My dissertation, Lyric Ear: Romantic Poetics of Listening, turns from a centuries-long critical focus on the “lyric voice” to consider instead what I am calling the lyric ear, or the speaking ear. I offer case studies in four nineteenth-century British and American poets, exploring how each develops poetics of listening that open up authorship, agency, and singularity—into unknown collaboration, receptive action, and multiplicity. By focusing on how lyric constructs the ear, rather than the voice, I argue that poetry expands participation to include bodies, objects, and surroundings that share physical space, rather than simply those who have the agency or the privilege to speak. Although the trope of the speaking ear works differently for each poet, certain characteristics remain constant: 1) the speaking ear involves a description of listening, which goes so far in its intensity or detail that it explicitly or implicitly figures the poem itself as an ear; 2) the construction of the poem-as-ear intensifies into a moment of apparent paradox, in which the actions of the mouth and the ear become interchangeable; 3) the descriptions of listening that extend into imaginations of the poem-as-ear propagate formal repetitions, which in all four chapters include refrain, repetition, and rhyme. The speaking ear makes an organ of receptivity also an instrument of speech, which demonstrates how the body and its parts work in unexpected, unpredictable ways. Unknowable collectivities of listeners construct alternative participations in speaking and in listening, vibrating across registers of music and noise, sharing verbs even as they share the space of a soundscape.

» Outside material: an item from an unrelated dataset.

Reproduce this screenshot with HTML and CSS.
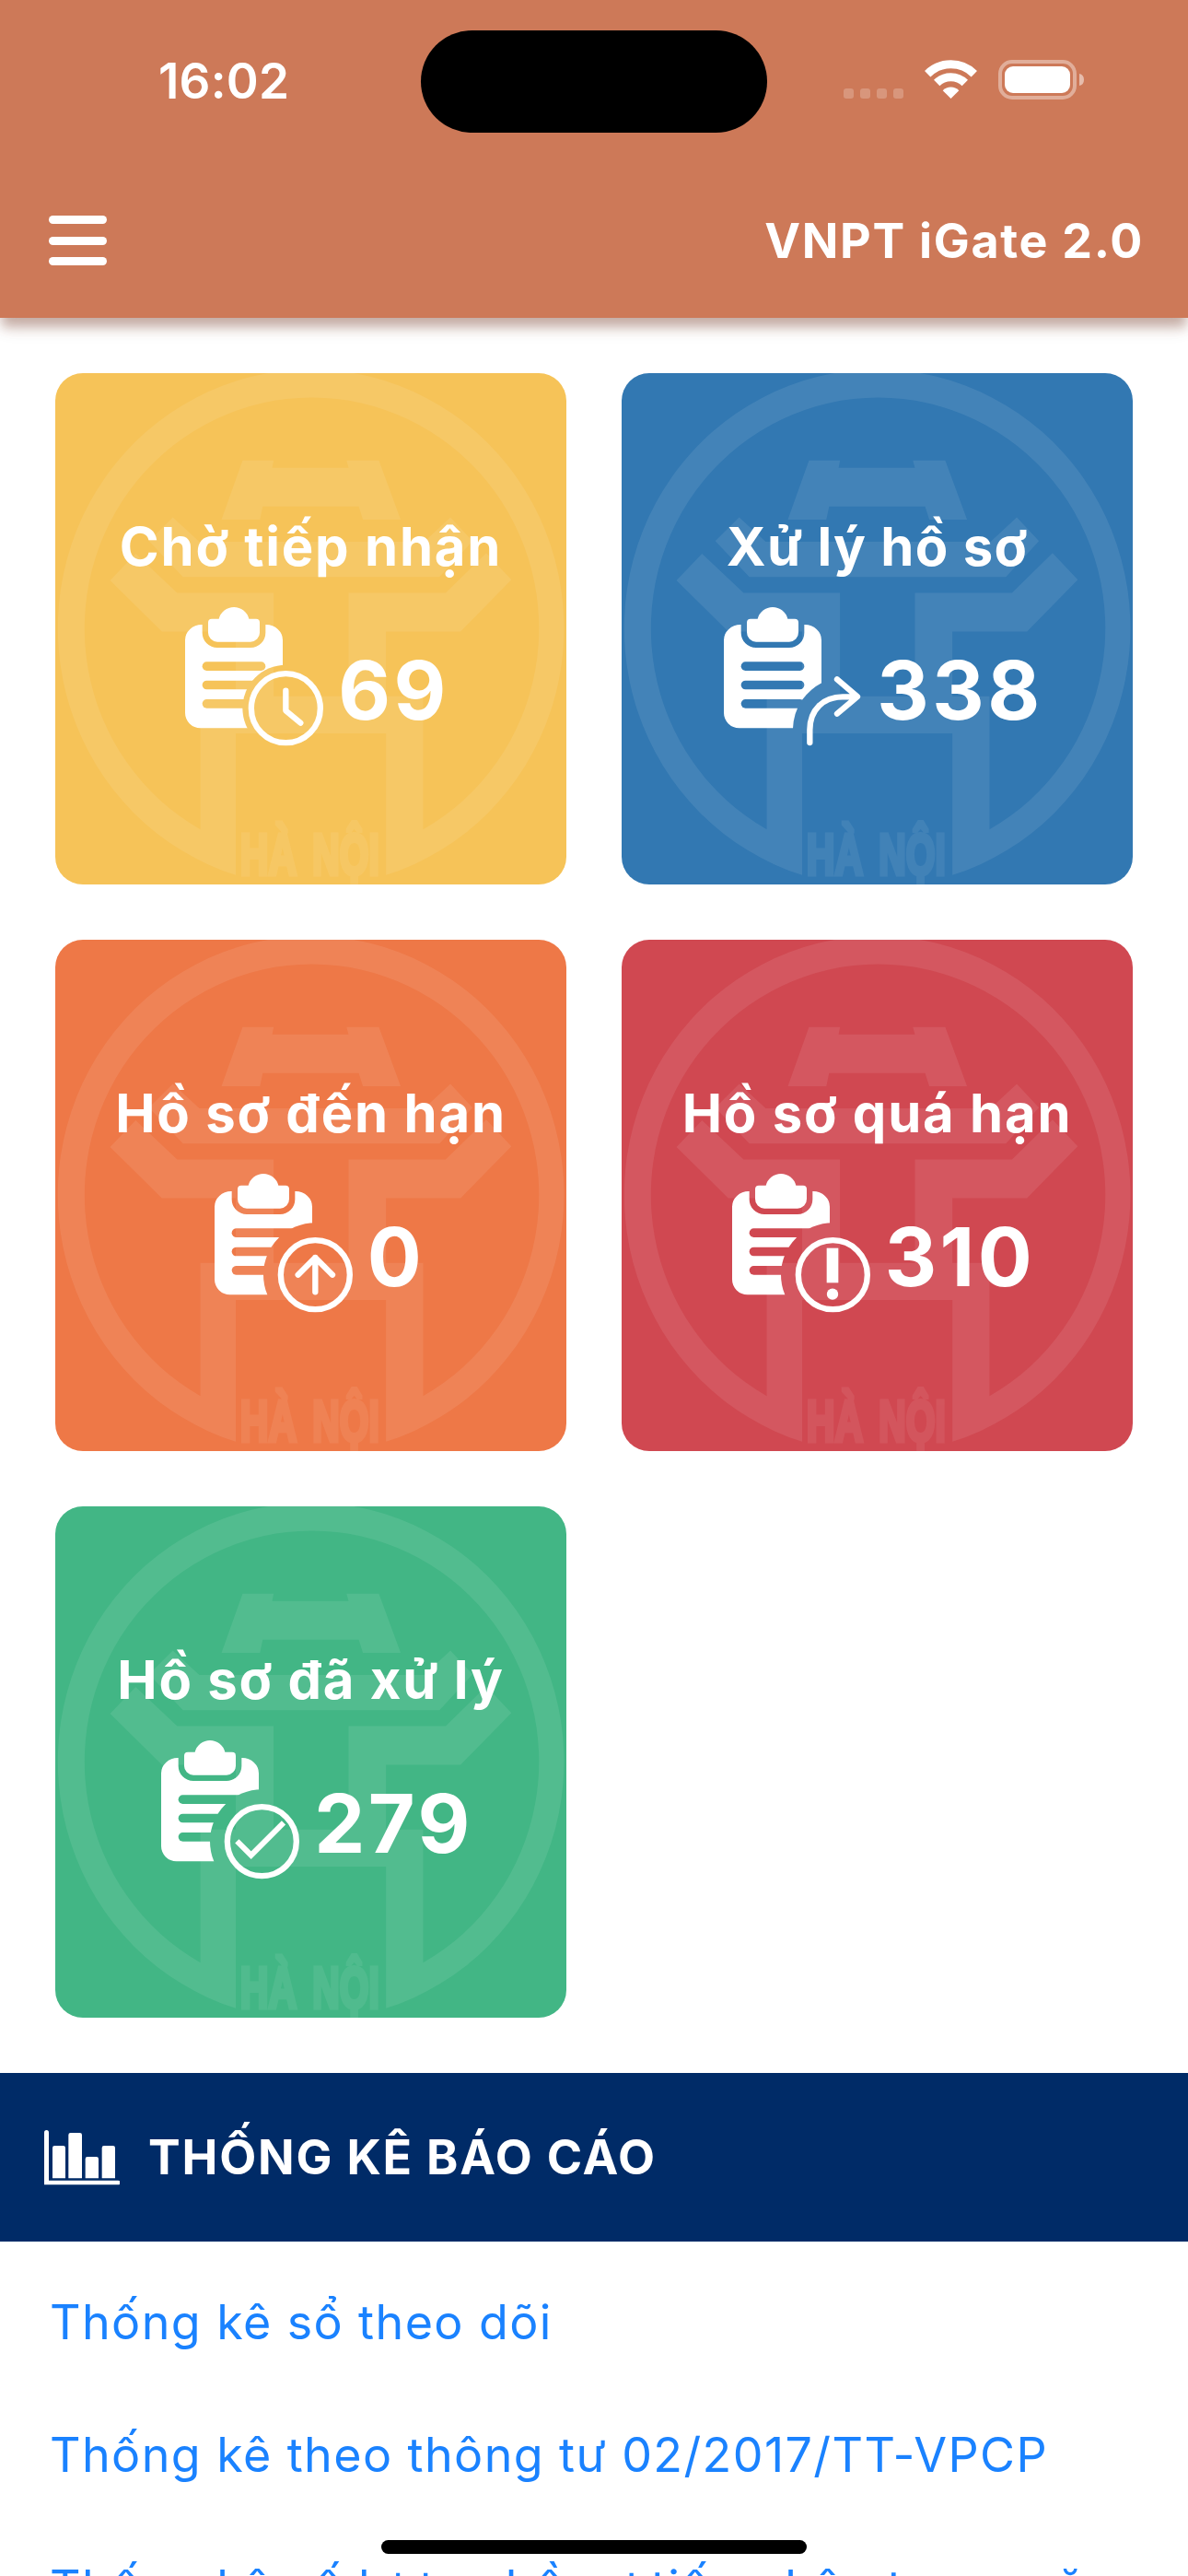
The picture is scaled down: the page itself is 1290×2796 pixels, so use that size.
FILE: index.html
```html
<!DOCTYPE html>
<html lang="vi">
<head>
<meta charset="utf-8">
<title>VNPT iGate 2.0</title>
<link rel="stylesheet" href="styles.css">
</head>
<body>
<svg class="defs" width="0" height="0" aria-hidden="true">
  <defs>
    <g id="slots" fill="#000">
      <rect x="119" y="233" width="206" height="29" rx="14.5"/>
      <rect x="119" y="294" width="206" height="29" rx="14.5"/>
      <rect x="119" y="355" width="206" height="29" rx="14.5"/>
    </g>
    <mask id="cut-clock" maskUnits="userSpaceOnUse" x="60" y="50" width="460" height="460">
      <rect x="60" y="50" width="460" height="460" fill="#fff"/><use href="#slots"/><circle cx="391" cy="384" r="141"/>
    </mask>
    <mask id="cut-round" maskUnits="userSpaceOnUse" x="60" y="50" width="460" height="460">
      <rect x="60" y="50" width="460" height="460" fill="#fff"/><use href="#slots"/><circle cx="391" cy="384" r="169"/>
    </mask>
    <mask id="cut-forward" maskUnits="userSpaceOnUse" x="60" y="50" width="460" height="460">
      <rect x="60" y="50" width="460" height="460" fill="#fff"/><use href="#slots"/>
      <path d="M383 301Q346 320 319 356Q290 396 288 450V510H520V301Z"/>
    </mask>
    <path id="board-body" d="M119 112H117A54 50 0 0 0 63 162V399A50 50 0 0 0 113 449H331A50 50 0 0 0 381 399V162A54 50 0 0 0 327 112H325V138A49 49 0 0 1 276 187H168A49 49 0 0 1 119 138Z"/>
    <path id="board-clip" d="M173 93A50.5 50.5 0 0 1 271 93H294A12 12 0 0 1 306 105V137A30 30 0 0 1 276 168H168A30 30 0 0 1 138 137V105A12 12 0 0 1 150 93Z"/>
    <symbol id="seal" viewBox="27 27 1500.4 1500.4">
      <g fill="#fff" fill-opacity=".088">
        <path d="M557 1500A743 759 0 1 1 998 1500V1084H557ZM453 1366V975H557V785H340L188 635L263 557L385 672H668V975H888V672H1173L1292 555L1366 633L1217 785H998V975H1107V1366A667 677 0 1 0 453 1366Z" fill-rule="evenodd"/>
        <path d="M577 283H668L664 305H888L882 283H977L1041 457H930L918 418H636L628 457H515Z"/>
        <path d="M372 450L450 522H1110L1187 450L1252 520L1155 625H402L302 520Z"/>
      </g>
      <g class="seal-text">
        <text x="570" y="1499" textLength="166" lengthAdjust="spacingAndGlyphs">HÀ</text>
        <text x="782" y="1499" textLength="196" lengthAdjust="spacingAndGlyphs">NỘI</text>
      </g>
    </symbol>
  </defs>
</svg>

<header class="top">
  <div class="status">
    <span class="time">16:02</span>
    <span class="island"></span>
    <svg class="indicators" viewBox="0 0 270 50" width="270" height="50">
      <g fill="#fff" fill-opacity=".22">
        <rect x="6" y="36" width="11" height="11" rx="3"/><rect x="24" y="36" width="11" height="11" rx="3"/>
        <rect x="42" y="36" width="11" height="11" rx="3"/><rect x="60" y="36" width="11" height="11" rx="3"/>
      </g>
      <g fill="none" stroke="#fff" stroke-width="9">
        <path d="M97.2 20.2A36 36 0 0 1 147.8 20.2"/>
        <path d="M107.2 30A21.6 21.6 0 0 1 137.8 30"/>
      </g>
      <path d="M122.5 47L113.7 38.2A12.5 12.5 0 0 1 131.3 38.2Z" fill="#fff"/>
      <rect x="176" y="7" width="81" height="39" rx="13" fill="none" stroke="#fff" stroke-opacity=".4" stroke-width="4"/>
      <rect x="181" y="12" width="71" height="29" rx="9" fill="#fff"/>
      <path d="M262 20Q267 21 267 26.5T262 33Z" fill="#fff" fill-opacity=".5"/>
    </svg>
  </div>
  <div class="appbar">
    <div class="menu"><i></i><i></i><i></i></div>
    <h1 class="brand">VNPT iGate 2.0</h1>
  </div>
</header>

<main>
  <section class="cards">
    <article class="card yellow">
      <svg class="seal"><use href="#seal"/></svg>
      <h2>Chờ tiếp nhận</h2>
      <div class="figure">
        <svg class="icon" viewBox="63 55 450 450">
          <g fill="#fff"><use href="#board-body" mask="url(#cut-clock)"/><use href="#board-clip"/></g>
          <circle cx="391" cy="384" r="112.5" class="line"/>
          <path class="line" d="M391 327V392L439 432"/>
        </svg>
        <span class="count">69</span>
      </div>
    </article>
    <article class="card blue">
      <svg class="seal"><use href="#seal"/></svg>
      <h2>Xử lý hồ sơ</h2>
      <div class="figure">
        <svg class="icon" viewBox="63 55 450 450">
          <g fill="#fff"><use href="#board-body" mask="url(#cut-forward)"/><use href="#board-clip"/></g>
          <path class="line" d="M343 496V455C343 388 388 347 450 347H495M432 290L498 346.5L432 402"/>
        </svg>
        <span class="count">338</span>
      </div>
    </article>
    <article class="card orange">
      <svg class="seal"><use href="#seal"/></svg>
      <h2>Hồ sơ đến hạn</h2>
      <div class="figure">
        <svg class="icon" viewBox="63 55 450 450">
          <g fill="#fff"><use href="#board-body" mask="url(#cut-round)"/><use href="#board-clip"/></g>
          <circle cx="391" cy="384" r="112.5" class="line"/>
          <path class="line" d="M391 440V328M335 384L391 328L447 384"/>
        </svg>
        <span class="count">0</span>
      </div>
    </article>
    <article class="card red">
      <svg class="seal"><use href="#seal"/></svg>
      <h2>Hồ sơ quá hạn</h2>
      <div class="figure">
        <svg class="icon" viewBox="63 55 450 450">
          <g fill="#fff"><use href="#board-body" mask="url(#cut-round)"/><use href="#board-clip"/>
            <rect x="371" y="297" width="38" height="113"/><circle cx="390" cy="447" r="18.5"/></g>
          <circle cx="391" cy="384" r="112.5" class="line"/>
        </svg>
        <span class="count">310</span>
      </div>
    </article>
    <article class="card green">
      <svg class="seal"><use href="#seal"/></svg>
      <h2>Hồ sơ đã xử lý</h2>
      <div class="figure">
        <svg class="icon" viewBox="63 55 450 450">
          <g fill="#fff"><use href="#board-body" mask="url(#cut-round)"/><use href="#board-clip"/></g>
          <circle cx="391" cy="384" r="112.5" class="line"/>
          <path class="line tick" d="M310 383L356 429L462 323"/>
        </svg>
        <span class="count">279</span>
      </div>
    </article>
  </section>

  <div class="section-head">
    <svg class="chart" viewBox="0 0 246 180" width="82" height="60" fill="#fff">
      <path d="M0 8A7.5 8 0 0 1 15 8V164H241A7 7 0 0 1 241 178H0Z"/>
      <path d="M27 157V58Q27 51 34 51H62Q69 51 69 58V157ZM79 157V16Q79 9 86 9H116Q123 9 123 16V157ZM134 157V94Q134 87 141 87H170Q177 87 177 94V157ZM188 157V58Q188 51 195 51H224Q231 51 231 58V157Z"/>
    </svg>
    <h2>THỐNG KÊ BÁO CÁO</h2>
  </div>
  <nav class="links">
    <a>Thống kê sổ theo dõi</a>
    <a>Thống kê theo thông tư 02/2017/TT-VPCP</a>
    <a>Thống kê số lượng hồ sơ tiếp nhận trong năm</a>
  </nav>
</main>
<div class="home"></div>
</body>
</html>
```

FILE: styles.css
```css
* { box-sizing: border-box; margin: 0; padding: 0; }
html, body { height: 2796px; overflow: hidden; }
body { position: relative; width: 1290px; background: #fff; font-family: Inter, "Liberation Sans", sans-serif; }
.defs { position: absolute; }

.top { position: relative; height: 345px; background: #cd7958; box-shadow: 0 12px 12px -2px rgba(110, 50, 30, .36), 0 6px 24px rgba(110, 50, 30, .1); }
.status { display: flex; align-items: flex-start; height: 177px; padding-top: 33px; }
.time { width: 285px; margin-left: 172px; padding-top: 20px; color: #fff; font-size: 53px; font-weight: 600; line-height: 70px; letter-spacing: .2px; }
.island { width: 376px; height: 111px; border-radius: 56px; background: #000; }
.indicators { margin: 27px 0 0 77px; }
.appbar { display: flex; align-items: center; justify-content: space-between; height: 168px; padding: 0 48px 0 53px; }
.menu { display: flex; flex-direction: column; gap: 13.5px; }
.menu i { width: 63px; height: 9px; border-radius: 4.5px; background: #fff; }
.brand { padding-top: 2px; color: #fff; font-size: 52px; font-weight: 650; line-height: 70px; letter-spacing: 1.7px; }

.cards { display: grid; grid-template-columns: 555px 555px; gap: 60px; padding: 60px; }
.card { position: relative; height: 555px; padding-top: 147.5px; border-radius: 30px; overflow: hidden; color: #fff; }
.card > * { position: relative; }
.card .seal { position: absolute; top: 0; left: 0; width: 555px; height: 555px; }
.seal-text { opacity: .07; fill: #fff; stroke: #fff; stroke-width: 13px; font: 700 172px "Liberation Sans", sans-serif; }
.yellow { background: #f6c358; }
.blue { background: #3278b2; }
.orange { background: #ee7847; }
.red { background: #d04851; }
.green { background: #42b685; }
.card h2 { font-size: 58px; font-weight: 700; line-height: 80px; letter-spacing: 1.8px; text-align: center; white-space: nowrap; }
.blue h2 { letter-spacing: 1.3px; }
.figure { display: flex; justify-content: center; align-items: flex-end; gap: 16px; height: 150px; margin-top: 26px; padding-left: 14px; }
.orange .figure { padding-left: 19px; }
.icon { width: 150px; height: 150px; overflow: visible; }
.count { font-size: 87.5px; font-weight: 700; line-height: 119px; letter-spacing: 3.5px; }
.line { fill: none; stroke: #fff; stroke-width: 19px; stroke-linecap: round; stroke-linejoin: round; }
.tick { stroke-width: 18px; stroke-linecap: butt; stroke-linejoin: miter; }

.section-head { display: flex; align-items: center; gap: 31px; height: 183px; padding-left: 48px; background: #002b67; color: #fff; }
.section-head h2 { font-size: 52px; font-weight: 650; line-height: 70px; letter-spacing: 1.8px; }
.links { display: flex; flex-direction: column; padding: 16px 0 0 54px; }
.links a { color: #1a82ff; font-size: 52px; font-weight: 430; line-height: 144px; letter-spacing: 1.4px; white-space: nowrap; }
.home { position: absolute; left: 414px; bottom: 24px; width: 462px; height: 15px; border-radius: 8px; background: #000; }
```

My first chapter, on Mary Robinson’s Lyrical Tales, posits gossip as a means of conceiving the speaking ear par excellence. According to gossip’s understudied generic conventions, the speaker is most importantly a listener. Gossip is collaborative, both in its construction and in its reception. Passed from ear to ear, gossip shares authors, just as it spreads in unpredictable ways. Throughout Robinson’s Lyrical Tales, the figure of gossip works to multiply and generalize the speaking voice and its affects, giving the impression that the story at hand is not authored by a single identity, but rather that it approximates and synthesizes the shared impressions of a community. My second chapter, on John Clare’s bird poems, picks up on the collaborative possibilities of the speaking ear to challenge authorship and brings these possibilities into the non-human world. Through poems that variously invite listening attention, and perform poetic impressions of birdsong, Clare asks what the terms of engagement are when there is no common language. In my third chapter, on perversity, occultism, and slow violence in the poetry of Edgar Alan Poe, I trace how the repetitious, inanimate “bells, bells, bells, bells, / Bells, bells, bells” in Poe’s eponymous poem destabilize the environments they simultaneously enliven. I consider poetic effects such as rhyme and repetition as passive or barely-perceptible agents of quiet (but decidedly sonic) violence. My final chapter considers Emily Dickinson’s poem, “The Spirit is the Conscious Ear,” as a prompt to the question: what, then, is the unconscious ear? To say that the Spirit is the Conscious Ear does not isolate the ear’s listening, but expands the ways the ear can work. Through the punning deictic here (hear), Dickinson turns the poem into a speaking ear, an organ of receptivity with diverse capacity for sounding and sensing, and strange powers of speech. The poem, like the ear, is a body for sound, a body of sound. I argue that Dickinson’s vibrational poetics are necessarily permeable, conducting an interpenetration between senses and sounds. By parsing differences between listening and hearing, I argue that the unconscious (in)attention of the dreaming body invites new and slippery ways of understanding how the sonic skips and disjunctions of puns, recurring rhymes, syntactic discontinuities, and fragmentary sound-bites illuminate Dickinson’s poetry and letters more broadly.